Berolzheimer See Eagle.
Betzler & Wilson (Betzler & Wilson Fountain Pen Company) A pen manufacturing company located in Akron, Ohio; founded in 1892 by Joseph F. Betzler and Wesley E. Wilson. Initially producing high-quality eyedropper fillers branded “The Betzler Pen” for the trade only, the company had by 1906 added a self-filling pen to the line and was selling pens to the public. The self-filler, shown below, was possibly the only U.S.-made accordion type (U.S. Patent No 799,297) and was operated by a collapsible barrel-end plunger concealed beneath a blind cap, not by the lockring-like slider shown in Joseph Betzler’s patent. In 1914, Betzler & Wilson purchased the Cincinnati factory of O. E. Weidlich and moved its entire contents to Akron to expand the former’s operations. Shortly after that purchase, it took over the Akron Fountain Pen Company and assumed the latter’s name. It remained in business until it was similarly purchased and moved to Kansas City, Missouri, by the Kraker Pen Company in November 1916. See also Kraker, Weidlich (definition 1).
Fountain pen
Fountain pen
Fountain pen
Bexley (Bexley Pen Company, Inc.) A pen manufacturing company, founded in 1993 in Columbus, Ohio, by L. Michael Fultz, Howard Levy, and Steven Van Dyke to manufacture high-quality vintage-inspired fountain pens in the United States using modern technology. Bexley’s first pen, the Original (below, upper), was a button-filler inspired by the Parker Duofold; a 2016 model, the Demeter (below, lower), was closely modeled on the Conklin Endura. The company has held to its mission, offering a wide variety of Bexley-branded pens in acrylic and hard rubber as well as jobbing custom pens for various retailers. In 2019, Bexley changed ownership, becoming part of the Armando Simone Club founded by Emmanuel Caltagirone from the ashes of OMAS, which failed in 2016. See also Cable, OMAS.
Fountain pen
Fountain pen
BF See button.
B&H See Byers & Hayes.
BHR Black Hard Rubber. See also hard rubber.
BiC (Société BiC) A pen manufacturing company founded in 1945 by Marcel Louis Michel Antoine Bich and Edouard Buffard to make parts for mechanical pencils.

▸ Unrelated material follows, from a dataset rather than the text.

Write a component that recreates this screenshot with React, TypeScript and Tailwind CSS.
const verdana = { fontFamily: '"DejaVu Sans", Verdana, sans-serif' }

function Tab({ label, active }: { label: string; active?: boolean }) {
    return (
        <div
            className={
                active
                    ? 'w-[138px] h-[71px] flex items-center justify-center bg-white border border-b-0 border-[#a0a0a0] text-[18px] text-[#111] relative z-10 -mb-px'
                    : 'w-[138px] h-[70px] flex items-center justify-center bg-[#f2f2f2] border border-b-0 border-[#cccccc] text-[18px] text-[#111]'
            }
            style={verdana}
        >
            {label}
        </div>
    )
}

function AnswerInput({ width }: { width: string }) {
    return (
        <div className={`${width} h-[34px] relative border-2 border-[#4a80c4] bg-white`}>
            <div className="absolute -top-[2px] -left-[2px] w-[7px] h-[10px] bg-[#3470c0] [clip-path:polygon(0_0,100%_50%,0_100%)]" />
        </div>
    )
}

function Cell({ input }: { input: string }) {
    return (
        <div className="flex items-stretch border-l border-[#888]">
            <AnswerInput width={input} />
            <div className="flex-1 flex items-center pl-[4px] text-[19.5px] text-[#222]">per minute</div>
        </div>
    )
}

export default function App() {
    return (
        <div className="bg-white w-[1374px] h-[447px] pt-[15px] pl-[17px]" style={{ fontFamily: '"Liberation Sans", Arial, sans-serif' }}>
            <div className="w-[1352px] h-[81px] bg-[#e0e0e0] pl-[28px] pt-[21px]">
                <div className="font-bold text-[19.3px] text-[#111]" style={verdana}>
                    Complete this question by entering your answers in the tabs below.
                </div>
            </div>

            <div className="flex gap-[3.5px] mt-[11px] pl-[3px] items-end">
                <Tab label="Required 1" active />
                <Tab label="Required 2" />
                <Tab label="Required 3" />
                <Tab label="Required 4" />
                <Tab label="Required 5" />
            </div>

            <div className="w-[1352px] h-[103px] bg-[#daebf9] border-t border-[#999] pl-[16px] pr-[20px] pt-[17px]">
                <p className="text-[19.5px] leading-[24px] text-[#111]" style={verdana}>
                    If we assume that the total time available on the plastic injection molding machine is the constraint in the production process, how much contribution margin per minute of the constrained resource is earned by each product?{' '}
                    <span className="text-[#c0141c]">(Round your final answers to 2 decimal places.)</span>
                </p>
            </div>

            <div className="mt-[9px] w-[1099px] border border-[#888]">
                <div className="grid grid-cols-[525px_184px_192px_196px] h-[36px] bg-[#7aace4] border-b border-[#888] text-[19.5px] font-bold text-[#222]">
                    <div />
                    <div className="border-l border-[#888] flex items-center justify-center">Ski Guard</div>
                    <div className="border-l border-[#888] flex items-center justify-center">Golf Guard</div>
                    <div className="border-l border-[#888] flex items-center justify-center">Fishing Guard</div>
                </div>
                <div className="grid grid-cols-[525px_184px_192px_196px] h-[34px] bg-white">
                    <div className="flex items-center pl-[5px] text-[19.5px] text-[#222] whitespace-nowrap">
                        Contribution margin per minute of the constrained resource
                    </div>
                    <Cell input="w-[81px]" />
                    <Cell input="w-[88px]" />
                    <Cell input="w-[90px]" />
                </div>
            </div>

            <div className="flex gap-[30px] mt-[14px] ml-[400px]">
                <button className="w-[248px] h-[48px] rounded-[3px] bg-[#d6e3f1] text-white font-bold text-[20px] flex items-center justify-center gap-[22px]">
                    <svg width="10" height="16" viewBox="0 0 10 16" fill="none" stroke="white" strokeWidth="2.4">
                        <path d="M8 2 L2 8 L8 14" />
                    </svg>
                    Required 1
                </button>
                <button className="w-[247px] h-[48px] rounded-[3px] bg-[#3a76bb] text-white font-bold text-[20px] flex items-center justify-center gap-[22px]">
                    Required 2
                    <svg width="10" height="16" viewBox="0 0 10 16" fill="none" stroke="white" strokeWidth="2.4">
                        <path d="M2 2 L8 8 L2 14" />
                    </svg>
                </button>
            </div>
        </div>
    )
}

In 1950, BiC purchased László Bíró’s 1938 patent and began producing ballpoint pens, and is now almost entirely a manufacturer of ballpoints. BiC purchased Sheaffer in 1997; apparently finding that Sheaffer was not a good fit, it sold Sheaffer to A. T. Cross in 2014. See also biro, Sheaffer.
Bicks (Bicks Ink Company) A pen manufacturing company located in Chicago, Illinois; founded c. 1914 by Edward K. Bixby to market ink and trench pens made to his design (U.S. Patent No 1,109,033). Shown here is a Bicks trench pen. See also trench pen.
Fountain pen
Fountain pen
Big Ben  1  A brand used by the Benzion Trading Company of Copenhagen, Denmark. The company was founded by Niels Benzion, who had worked for the Wahl Company; on his return to Denmark, he set up an agency to import and sell Wahl-Eversharp pens and pencils beginning in 1933. Strict import quotas limited the quantities Benzion could import, forcing the company to design and sell pens of its own beginning in 1935. Prewar Big Ben pens were piston-fillers jobbed from H. Hebborn & Company of Heidelberg, Germany. Some models were faceted to resemble the Wahl Doric; others were round (shown below, upper). Among the available colors were celluloids in a pattern resembling the Shell pattern used by Wahl for the Doric Airliner. The brand survived at least until after World War II; later production included models with a 1950s-style squeeze-filling system. See also Benco.  2  A 23K-plated special edition of the Cross Peerless 125 (below, lower), honoring the Elizabeth Tower of Westminster Palace (the clock tower, housing Big Ben), which was so named in 2012 to celebrate the Diamond Jubilee of Queen Elizabeth II. See also Cross, Peerless (definition 2).
Fountain pen
Fountain pen
Big Four Term applied to the four most prominent U.S. pen makers: Conklin, Parker, Sheaffer, and L. E. Waterman. In about 1927, Wahl replaced Conklin as a member of the Big Four. See also first tier.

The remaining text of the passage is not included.